Encoding the answers to questions somewhere in a binary tree

80 Views Asked by At

I have a sequence of binary questions $(U_1,\dots, U_N)$ with some distribution. I know the answer to $n\leq N$ (mod-)adjacent questions, and want to convey this knowledge with as few bits as possible.

If I do a large number of trials, is there a way to send negligibly more than the amount of information in the answers on average?

If so, what is this method called? I have been thinking about Huffman codes and variable length codes, but am not sure where to turn.


$$\mathbf{Example}$$

Say $N=4, n=2$. We are interested in a vector $(U_1,U_2,U_3,U_4)$ that has some known distribution. With equal probability we know one of the following sets: $$A_1=\{U_1,U_4\}, \ A_2=\{U_1,U_2\},\ A_3=\{U_2,U_3\}, \ \mathrm{or} \ A_4=\{U_3,U_4\}.$$ Say we happen to know $A_1$, in particular that $U_1=1, \ U_4=0$. How do we convey $(1,?,?,0)$ in as few bits as possible?

1

There are 1 best solutions below

0
On BEST ANSWER

We can apply a trinary Huffman code. If this is not clear enough, here is how to do it for the example given in the question:

We have a sequence of $N=4$ "binary" questions $(U_1,U_2,U_3,U_4).$ I put binary in quotes because we can answer yes, no, or I don't know. Take $0$ as no, $1$ as yes, and $e$ as erased or I don't know.

As in the question statement, we know the answers to everything in one of the following sub-vectors: $$A_1=(U_1,U_4),\ A_2=(U_1,U_2),\ A_3=(U_2,U_3),\ A_4=(U_3,U_4).$$ (We also know which sub-vector we know.)

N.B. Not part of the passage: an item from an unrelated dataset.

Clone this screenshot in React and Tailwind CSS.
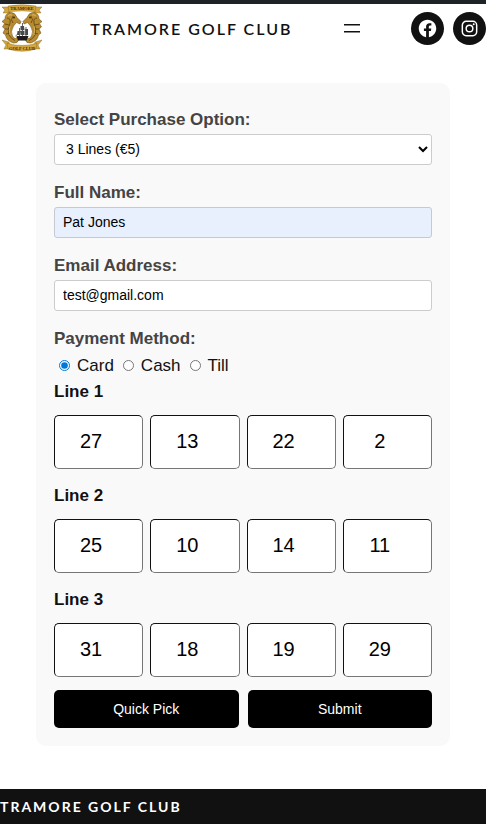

Form a full trinary tree with $N=4$ levels, where at each node in level $i$ we ask "What is the value of $U_i$?", and 3 branches, $0,1,e$ coming out. The leaves at the end represent symbols in our Huffman code. Now we need to weight them.

Because we are guaranteed to only know one of $A_1,A_2,A_3,A_4$, we can delete (or 0-weight) much of the tree. In fact, we can zero weight any path not leading up to a leaf that looks like one of the following:

  • $(b_1,e,e,b_2)$, corr. to $A_1$
  • $(b_1,b_2,e,e)$, corr. to $A_2$
  • $(e,b_1,b_2,e)$, corr. to $A_3$
  • $(e,e,b_1,b_2)$, corr. to $A_4$

where $b_1,b_2$ are $0$ or $1$. Weight the remaining edges using the joint distribution of $(k,U_1,\dots,U_4)$, where $k$ is the index of the subvector you know.

We have just constructed a trinary Huffman code whose entropy we can find from the probability tree.

The same idea generalizes to arbitrary $N,n,$ and any collection of sub-vectors $A$. As $N,n$ become large (say, by running multiple trials) the Huffman code gets longer and the overhead incurred by it becomes arbitrarily small.